(no title)
quelltext | 1 year ago
I'm not sure we're all on the same page here but let me give you an example of how on-call essentially works on my team.
- Week long rotations spread out across the year among members.
- On-call means holding a pager but also taking in any non-urgent requests that can be handled within a reasonable time. New feature requests are out of scope, answering a bug report from support is in scope, including a fix if that's possible.
- Responding to paging alerts only at night. On some teams we did have sister teams in other regions to cover with their on-call over some portion of the night.
- Generally, paging alerts are rare enough (once or twice a week) so out of work hours disruption is fairly low.
- Non-urgent breakages, bug reports, etc. are fairly common though.
Someone has to handle all that so it's a rotation. I don't think providing incentives to engineers to take more on-call is practical. Unless you are okay with them stagnating in their career. And it's the EM asking here so I'd hope they didn't want that.
ipnon|1 year ago
To put things simply, there are jobs in your organization that are not the responsibility of anyone, and thus when they are encountered they go on to the heap of "non-important" things to do. This is unfortunately common in software-making organizations. The problem is that if this heap gets to large it catches on fire. And allocating an engineer to spray water on this flaming trash heap on a reliable schedule is not what most people consider to be a fulfilling task of their employment.

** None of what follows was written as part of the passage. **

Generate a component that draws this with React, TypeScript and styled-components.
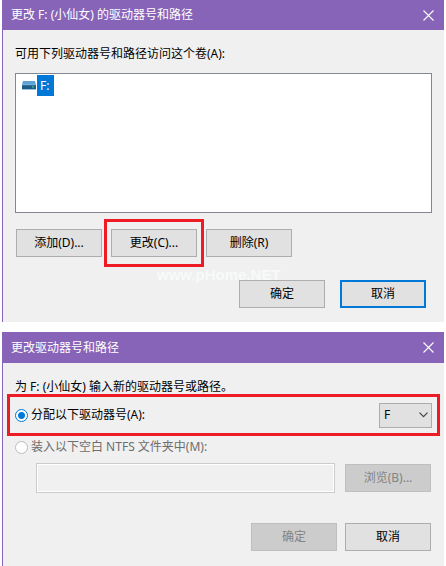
import React, { useState } from "react";
import styled, { createGlobalStyle, css } from "styled-components";

const GlobalStyle = createGlobalStyle`
  *, *::before, *::after { box-sizing: border-box; }
  body {
    margin: 0;
    background: #fff;
    color: #000;
    font: 12px/16px "Noto Sans", "Noto Sans CJK SC", sans-serif;
  }
  button, input, select { font: inherit; color: inherit; margin: 0; }
`;

const Page = styled.main`
  display: flex;
  flex-direction: column;
  gap: 10px;
  min-height: 100vh;
  padding: 0 2px;
`;

const Dialog = styled.section`
  background: #f0f0f0;
  border-left: 1px solid #8764b8;
  &:last-child { flex: 1; }
`;

const TitleBar = styled.header<{ $tall?: boolean }>`
  display: flex;
  align-items: center;
  justify-content: space-between;
  height: ${(p) => (p.$tall ? 31 : 30)}px;
  padding: 0 10px 0 8px;
  background: #8764b8;
  color: #fff;
`;

const Title = styled.h1`
  margin: 0;
  font-size: 12px;
  font-weight: 400;
`;

const CloseButton = styled.button`
  display: flex;
  padding: 0;
  border: 0;
  background: none;
  color: #fff;
`;

const Body = styled.div`
  padding: 16px 12px 14px;
`;

const Message = styled.p`
  margin: 0;
`;

const VolumeList = styled.ul`
  height: 140px;
  margin: 11px 0 0;
  padding: 1px 6px;
  border: 1px solid #828790;
  background: #fff;
  list-style: none;
`;

const VolumeItem = styled.li`
  display: flex;
  align-items: center;
  gap: 1px;
`;

const VolumeName = styled.span`
  padding: 3px 5px 2px 3px;
  background: #0078d7;
  color: #fff;
`;

const PushButton = styled.button<{ $focused?: boolean }>`
  flex: none;
  width: 86px;
  height: 28px;
  padding: 0;
  border: ${(p) => (p.$focused ? "2px solid #0078d7" : "1px solid #adadad")};
  background: #e1e1e1;
  &:disabled {
    border-color: #bfbfbf;
    background: #ccc;
    color: #838383;
  }
`;

const frame = css`
  border: 3px solid #ed1c24;
`;

const VolumeActions = styled.div`
  display: flex;
  align-items: center;
  gap: 2px;
  margin: 6px 1px 0;
`;

const ButtonFrame = styled.div`
  ${frame}
  padding: 7px 4px;
`;

const Footer = styled.footer<{ $gap: number; $top: number; $right: number }>`
  display: flex;
  justify-content: flex-end;
  gap: ${(p) => p.$gap}px;
  padding: ${(p) => p.$top}px ${(p) => p.$right}px 0 0;
`;

const WatermarkRow = styled.div`
  height: 13px;
  padding-left: 142px;
  color: #f8fafa;
  font: 700 15px/16px "Liberation Sans", sans-serif;
`;

const DriveRow = styled.div`
  ${frame}
  display: flex;
  align-items: center;
  justify-content: space-between;
  height: 42px;
  margin: -1px -8px 0;
  padding: 0 5px;
`;

const RadioLabel = styled.label<{ $muted?: boolean }>`
  display: flex;
  align-items: center;
  gap: 3px;
  color: ${(p) => (p.$muted ? "#6d6d6d" : "#000")};
`;

const Radio = styled.input`
  appearance: none;
  width: 13px;
  height: 13px;
  border: 1px solid #bcbcbc;
  border-radius: 50%;
  background: #fff;
  &:checked {
    border-color: #0078d7;
    background: radial-gradient(circle, #0078d7 3px, #fff 4px);
  }
`;

const SelectBox = styled.div`
  display: grid;
  align-items: center;
  width: 53px;
  height: 25px;
  & > * { grid-area: 1 / 1; }
  & > svg { justify-self: end; margin-right: 4px; pointer-events: none; }
`;

const DriveSelect = styled.select`
  appearance: none;
  width: 100%;
  height: 100%;
  padding: 0 16px 0 4px;
  border: 1px solid #adadad;
  border-radius: 0;
  background: #e1e1e1;
`;

const MountOption = styled.div`
  margin-top: 3px;
`;

const PathRow = styled.div`
  display: flex;
  align-items: center;
  gap: 10px;
  margin: 8px 1px 0 21px;
`;

const PathInput = styled.input`
  flex: 1;
  min-width: 0;
  height: 30px;
  padding: 0 6px;
  border: 1px solid #ccc;
  box-shadow: inset 0 0 0 1px #fff;
  background: #f0f0f0;
`;

const CloseIcon = () => (
  <svg width="11" height="11" viewBox="0 0 11 11" stroke="currentColor" strokeWidth="1.1" aria-hidden="true">
    <path d="M.5 .5l10 10M10.500 .5l-10 10" />
  </svg>
);

const DriveIcon = () => (
  <svg width="14" height="9" viewBox="0 0 14 9" aria-hidden="true">
    <path d="M1 0h12l1 4H0z" fill="#5da2d5" />
    <path d="M0 4h14v4H0z" fill="#1f5b87" />
    <path d="M0 3.500h14v.7H0z" fill="#8cc2e6" />
    <path d="M0 8h14v.7H0z" fill="#6faad2" />
    <path d="M10 5.500h2v1h-2z" fill="#3be07a" />
  </svg>
);

const ChevronIcon = () => (
  <svg width="9" height="6" viewBox="0 0 9 6" fill="none" stroke="#444" strokeWidth="1.2" aria-hidden="true">
    <path d="M.5 .7l4 4 4-4" />
  </svg>
);

function TitleHeader({ id, text, tall }: { id: string; text: string; tall?: boolean }) {
  return (
    <TitleBar $tall={tall}>
      <Title id={id}>{text}</Title>
      <CloseButton type="button" aria-label="关闭">
        <CloseIcon />
      </CloseButton>
    </TitleBar>
  );
}

export default function App() {
  const [letter, setLetter] = useState("F");
  return (
    <>
      <GlobalStyle />
      <Page>
        <Dialog role="dialog" aria-labelledby="volume-title">
          <TitleHeader id="volume-title" text="更改 F: (小仙女) 的驱动器号和路径" />
          <Body>
            <Message id="volume-list">可用下列驱动器号和路径访问这个卷(A):</Message>
            <VolumeList aria-labelledby="volume-list">
              <VolumeItem>
                <DriveIcon />
                <VolumeName>F:</VolumeName>
              </VolumeItem>
            </VolumeList>
            <VolumeActions>
              <PushButton type="button">添加(D)...</PushButton>
              <ButtonFrame>
                <PushButton type="button">更改(C)...</PushButton>
              </ButtonFrame>
              <PushButton type="button">删除(R)</PushButton>
            </VolumeActions>
            <WatermarkRow>www.pHome.NET</WatermarkRow>
            <Footer $gap={15} $top={0} $right={6}>
              <PushButton type="button">确定</PushButton>
              <PushButton type="button" $focused>取消</PushButton>
            </Footer>
          </Body>
        </Dialog>

        <Dialog role="dialog" aria-labelledby="path-title">
          <TitleHeader id="path-title" text="更改驱动器号和路径" tall />
          <Body>
            <Message>为 F: (小仙女) 输入新的驱动器号或路径。</Message>
            <DriveRow>
              <RadioLabel>
                <Radio type="radio" name="target" defaultChecked />
                分配以下驱动器号(A):
              </RadioLabel>
              <SelectBox>
                <DriveSelect aria-label="驱动器号" value={letter} onChange={(e) => setLetter(e.target.value)}>
                  <option>F</option>
                </DriveSelect>
                <ChevronIcon />
              </SelectBox>
            </DriveRow>
            <MountOption>
              <RadioLabel $muted>
                <Radio type="radio" name="target" disabled />
                装入以下空白 NTFS 文件夹中(M):
              </RadioLabel>
            </MountOption>
            <PathRow>
              <PathInput type="text" aria-label="文件夹路径" disabled />
              <PushButton type="button" disabled>浏览(B)...</PushButton>
            </PathRow>
            <Footer $gap={8} $top={30} $right={1}>
              <PushButton type="button" disabled>确定</PushButton>
              <PushButton type="button">取消</PushButton>
            </Footer>
          </Body>
        </Dialog>
      </Page>
    </>
  );
}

So to answer your inquiry, perhaps in addition to giving extraordinary compensation to work which is by definition extraordinary (if it's ordinary work why does it need a special on-call system to handle it?), it is also best to make sure that items which regularly end up on the on-call heap become the responsibility of a person. In an early stage company customer support can be handled by the founder, bugs can be handled as part of sprints, and root cause analysis should be done as the final part of any on-call alert as a matter of good practice.

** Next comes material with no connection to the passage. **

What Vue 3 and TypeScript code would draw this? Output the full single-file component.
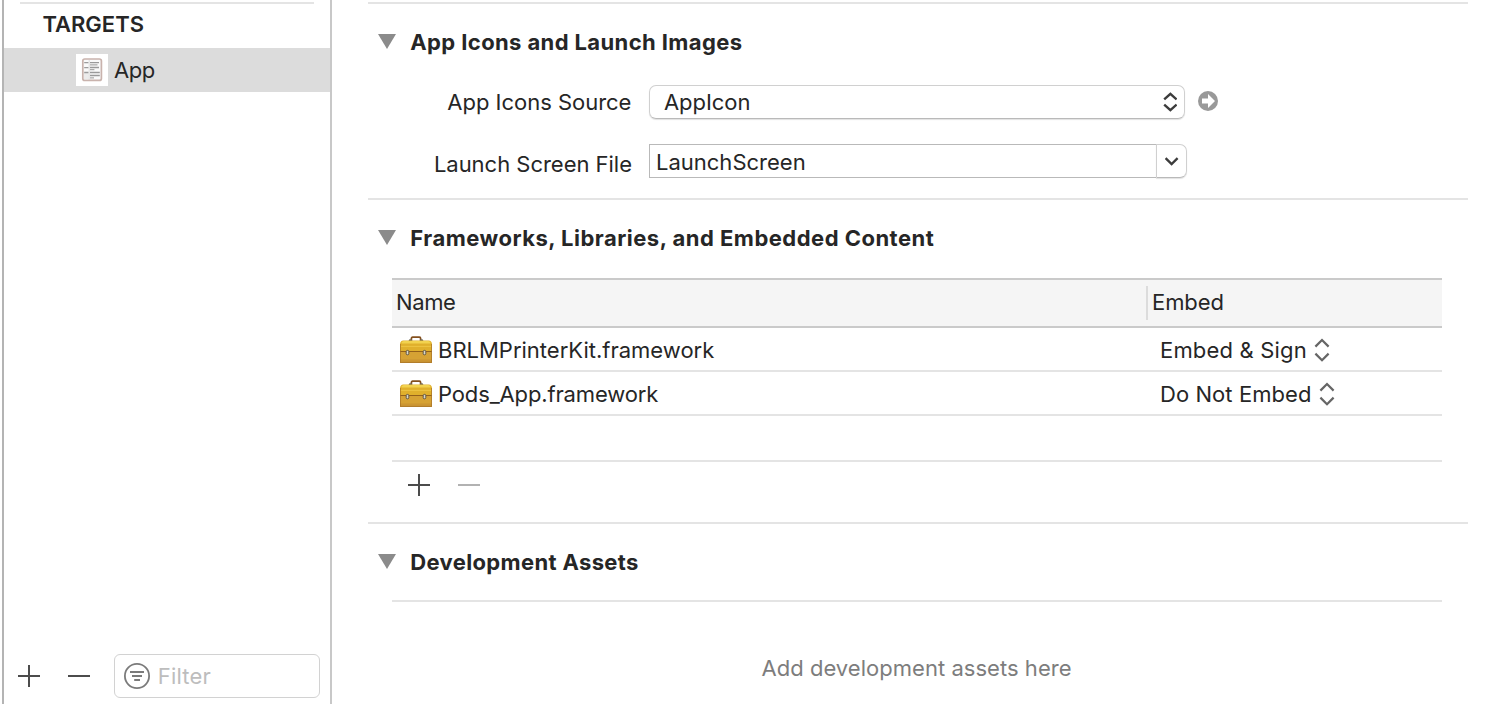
<script setup lang="ts">
import { ref } from 'vue'

interface Framework {
  name: string
  embed: string
  key: string
}

const frameworks: Framework[] = [
  { name: 'BRLMPrinterKit.framework', embed: 'Embed & Sign', key: 'printer' },
  { name: 'Pods_App.framework', embed: 'Do Not Embed', key: 'pods' },
]

const iconSource = ref('AppIcon')
const launchScreen = ref('LaunchScreen')
</script>

<template>
  <div class="window">
    <aside class="sidebar">
      <div class="sidebar-rule"></div>
      <h2 class="sidebar-title">TARGETS</h2>
      <div class="target">
        <svg class="target-icon" width="32" height="32" viewBox="0 0 32 32">
          <rect width="32" height="32" fill="#fff" />
          <rect x="6.8" y="5" width="18.6" height="21.4" rx="2" fill="#fafafa" stroke="#c9b3ad" stroke-width="1.7" />
          <rect x="8" y="18" width="4.6" height="7.4" fill="#ececec" />
          <path d="M13.2 6v20" stroke="#d8d8d8" stroke-width=".8" />
          <path d="M8.2 8.6h4.2M8.2 13.6h4.2M8.2 18.5h4.2" stroke="#9c9c9c" stroke-width="1.4" />
          <path d="M14 8.6h9M14 13.5h9M14 18.5h9.8M14 21.5h9.8" stroke="#9a9a9a" stroke-width="1.4" />
          <path d="M14 10.8h7.5M14 15.6h4.4M14 23.8h4" stroke="#ababab" stroke-width="1.3" />
        </svg>
        <span class="target-name">App</span>
      </div>
      <div class="sidebar-footer">
        <svg class="tool" width="22" height="22" viewBox="0 0 22 22"><path d="M0 11h22M11 0v22" stroke="#4c4c4c" stroke-width="2" /></svg>
        <svg class="tool" width="22" height="22" viewBox="0 0 22 22"><path d="M0 11h22" stroke="#4c4c4c" stroke-width="2" /></svg>
        <div class="filter">
          <svg width="26" height="26" viewBox="0 0 26 26" fill="none" stroke="#7b7b7b">
            <circle cx="13" cy="13" r="12.1" stroke-width="1.8" />
            <path d="M6 9h14M8 13h10M10.2 17h5.8" stroke-width="1.8" />
          </svg>
          <span class="filter-text">Filter</span>
        </div>
      </div>
    </aside>

    <main class="content">
      <section class="section icons-section">
        <h3 class="heading">
          <svg class="triangle" width="18" height="15" viewBox="0 0 18 15"><path d="M0 0h18L9 15z" fill="#8b8b8b" /></svg>
          <span class="wide">App Icons and Launch Images</span>
        </h3>
        <div class="field source-field">
          <span class="label source-label">App Icons Source</span>
          <div class="select">
            <span class="select-value">{{ iconSource }}</span>
            <svg width="14" height="20" viewBox="0 0 14 20" fill="none" stroke="#3c3c3c" stroke-width="2.4">
              <path d="M1.2 7.4 7.4 1.8l6.2 5.6M1.2 12.6l6.2 5.6 6.2-5.6" />
            </svg>
          </div>
          <svg class="go" width="20" height="20" viewBox="0 0 20 20">
            <circle cx="10" cy="10" r="10" fill="#999" />
            <path d="M4 7.4h6V3l7 7-7 7v-4.4H4z" fill="#fff" />
          </svg>
        </div>
        <div class="field launch-field">
          <span class="label launch-label">Launch Screen File</span>
          <div class="combo">
            <span class="combo-value">{{ launchScreen }}</span>
            <span class="combo-button">
              <svg width="14" height="9" viewBox="0 0 14 9" fill="none" stroke="#3c3c3c" stroke-width="2.4"><path d="M.6 1.2 6.6 7l6-5.8" /></svg>
            </span>
          </div>
        </div>
      </section>

      <section class="section frameworks-section">
        <h3 class="heading">
          <svg class="triangle" width="18" height="15" viewBox="0 0 18 15"><path d="M0 0h18L9 15z" fill="#8b8b8b" /></svg>
          <span class="wider">Frameworks, Libraries, and Embedded Content</span>
        </h3>
        <div class="table">
          <div class="row head">
            <span class="name-column">Name</span>
            <span class="divider"></span>
            <span class="embed-head">Embed</span>
          </div>
          <div v-for="item in frameworks" :key="item.key" class="row">
            <div class="name-cell">
              <svg class="toolbox" width="32" height="28" viewBox="0 0 32 28">
                <path d="M11.4 4.5V2.4Q11.4 1.2 12.6 1.2h6.8Q20.6 1.2 20.6 2.4v2.1" fill="none" stroke="#84501f" stroke-width="1.7" />
                <path d="M8.4 5.2 9.4 3.2h2.2L12.6 5.2zM19.4 5.2l1-2h2.2l1 2z" fill="#6f6a60" />
                <path d="M0 15V8Q.4 5 3.2 4.6h25.6Q31.6 5 32 8V15z" fill="#e0b02c" />
                <path d="M1.6 6.4Q2.4 5 4 5h24q1.6 0 2.4 1.4v1.2H1.6z" fill="#f2d24e" />
                <path d="M1 10.4h30" stroke="#edc444" />
                <path d="M0 15h32v12H0z" fill="#d6a234" />
                <path d="M0 23.4h32V27H0z" fill="#cc9633" />
                <path d="M0 15.5h32" stroke="#94611b" stroke-width="1" />
                <path d="M.4 8v18.4h31.2V8" fill="none" stroke="#a8742a" stroke-width=".8" />
                <rect x="6.2" y="14.4" width="2.6" height="4.4" rx="1.2" fill="#d8d7cc" stroke="#5d5443" stroke-width="1" />
                <rect x="23.2" y="14.4" width="2.6" height="4.4" rx="1.2" fill="#d8d7cc" stroke="#5d5443" stroke-width="1" />
              </svg>
              <span :class="item.key">{{ item.name }}</span>
            </div>
            <div class="embed-cell">
              <span :class="['embed-value', 'embed-' + item.key]">{{ item.embed }}</span>
              <svg width="16" height="24" viewBox="0 0 16 24" fill="none" stroke="#666" stroke-width="2.2">
                <path d="M1.4 8.6 8 2l6.6 6.6M1.4 15.6 8 22.2l6.6-6.6" />
              </svg>
            </div>
          </div>
          <div class="row empty"></div>
        </div>
        <div class="table-tools">
          <svg class="tool" width="22" height="22" viewBox="0 0 22 22"><path d="M0 11h22M11 0v22" stroke="#4c4c4c" stroke-width="2" /></svg>
          <svg class="tool" width="22" height="22" viewBox="0 0 22 22"><path d="M0 11h22" stroke="#b2b2b2" stroke-width="2" /></svg>
        </div>
      </section>

      <section class="section assets-section">
        <h3 class="heading">
          <svg class="triangle" width="18" height="15" viewBox="0 0 18 15"><path d="M0 0h18L9 15z" fill="#8b8b8b" /></svg>
          <span class="assets-title">Development Assets</span>
        </h3>
        <div class="assets">Add development assets here</div>
      </section>
    </main>
  </div>
</template>

<style>
body { background: #fff; overflow: hidden; }
</style>

<style scoped>
* { box-sizing: border-box; }
svg { display: block; flex: none; }
.window {
  display: flex;
  width: 1504px;
  height: 704px;
  overflow: hidden;
  background: #fff;
  color: #262626;
  font: 22px/28px Inter, "Liberation Sans", sans-serif;
  white-space: nowrap;
}

.sidebar {
  display: flex;
  flex-direction: column;
  width: 330px;
  margin-left: 2px;
  padding-top: 2px;
  border-left: 2px solid #b4b4b4;
  border-right: 2px solid #c8c8c8;
}
.sidebar-rule { height: 2px; margin: 0 16px; background: #e4e4e4; }
.sidebar-title { margin: 6px 0 10px 38.4px; font-size: 22px; font-weight: 600; letter-spacing: 0; }
.target { display: flex; align-items: center; height: 44px; padding-left: 72px; background: #dcdcdc; }
.target-name { margin-left: 6px; letter-spacing: -0.4px; }
.sidebar-footer { display: flex; align-items: center; margin-top: auto; padding: 0 10px 6px 14px; }
.sidebar-footer .tool + .tool { margin-left: 28px; }
.filter {
  display: flex;
  align-items: center;
  width: 206px;
  height: 44px;
  margin-left: 24px;
  padding-left: 9px;
  border: 1px solid #d2d2d2;
  border-radius: 6px;
}
.filter-text { margin-left: 7.7px; color: #bdbdbd; letter-spacing: 0.22px; }

.content { width: 1100px; margin: 2px 0 0 36px; }
.section { border-top: 2px solid #e4e4e4; }
.icons-section { height: 196px; padding-top: 24px; }
.frameworks-section { height: 324px; padding-top: 24px; }
.assets-section { height: 182px; padding-top: 24px; }
.heading { display: flex; align-items: center; height: 28px; margin: 0; padding-left: 10px; font-size: 22px; font-weight: 700; }
.triangle { margin: 0 14.3px 1px 0; }
.wide { letter-spacing: 0.39px; }
.wider { letter-spacing: 0.485px; }
.assets-title { letter-spacing: 0.35px; }

.field { display: flex; align-items: center; height: 34px; }
.source-field { margin-top: 29px; }
.launch-field { margin-top: 25px; }
.label { width: 264px; margin-right: 17px; text-align: right; letter-spacing: -0.02px; }
.source-label { padding-right: 0.6px; }
.launch-label { padding-top: 6px; }
.select {
  display: flex;
  align-items: center;
  justify-content: space-between;
  width: 536px;
  height: 34px;
  padding: 0 7px 0 14px;
  border: 1px solid #d0d0d0;
  border-bottom-color: #b9b9b9;
  border-radius: 7px;
  box-shadow: 0 1px 1px rgba(0, 0, 0, 0.12);
}
.select-value { letter-spacing: -0.06px; }
.go { margin: 0 0 2px 13px; }
.combo { display: flex; width: 538px; height: 34px; }
.combo-value { flex: 1; padding-left: 6px; border: 1px solid #b9b9b9; border-right: 0; line-height: 34px; }
.combo-button {
  display: flex;
  align-items: center;
  justify-content: center;
  width: 31px;
  height: 34px;
  border: 1px solid #d0d0d0;
  border-bottom-color: #b9b9b9;
  border-radius: 0 7px 7px 0;
  box-shadow: 0 1px 1px rgba(0, 0, 0, 0.12);
}

.table { width: 1050px; margin: 26px 0 0 24px; border-top: 2px solid #cacaca; }
.row { display: flex; align-items: center; height: 44px; border-bottom: 2px solid #e4e4e4; }
.row.head { height: 48px; border-bottom-color: #cacaca; background: #f5f5f5; }
.row.empty { height: 46px; }
.name-column { width: 754px; padding-left: 4px; letter-spacing: -0.4px; }
.head .name-column, .embed-head { padding-bottom: 2px; }
.divider { width: 2px; height: 34px; background: #dcdcdc; }
.embed-head { margin-left: 4px; letter-spacing: -0.07px; }
.name-cell { display: flex; align-items: center; width: 768px; padding-left: 8px; }
.toolbox { margin: 2px 6px 0 0; }
.printer { letter-spacing: 0; }
.pods { letter-spacing: -0.14px; }
.name-cell span, .embed-value { padding-top: 2px; }
.embed-cell { display: flex; align-items: center; }
.embed-cell svg { margin: 2px 0 0 7.1px; }
.embed-printer { letter-spacing: 0.18px; }
.embed-pods { letter-spacing: 0.07px; }
.table-tools { display: flex; gap: 28px; padding: 12px 0 0 40px; }

.assets {
  width: 1050px;
  margin: 24px 0 0 24px;
  padding: 52px 1px 0 0;
  border-top: 2px solid #e4e4e4;
  color: #7d7d7d;
  text-align: center;
  letter-spacing: 0.035px;
}
</style>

It's my belief, again, that making on-call unreasonably expensive incentivizes the larger organization to create a system that handles bugs, customer support, and reports before they end up on the flaming trash heap. And that long-term this reduces costs, churn, and burnout. I again point to Will Larson because I developed all my thinking on this based on his works.[1]
To put it succinctly: Making on-call just another job responsibility incentivizes the creation of an eternal flaming trash heap that a single, poor engineer is responsible for firefighting on a reliable schedule (not fun). Recognizing that on-call is by its nature an extraordinary job responsibility, and compensating engineers in alert in extraordinary fashion, incentivizes the larger organization, i.e. executives, directors and managers, to build systems to minimize, extinguish, and eventually destroy the flaming trash heap (yay).
[0] Organization smell, analogous to a "code smell", where a programmer with sufficient intuition can tell something is amiss without being able to precisely describe it immediately.
[1] https://lethain.com/doing-it-harder-and-hero-programming/. I recommend buying "An Elegant Puzzle" because some of his best essays on the subject of on-call are only available in the book, not on his blog.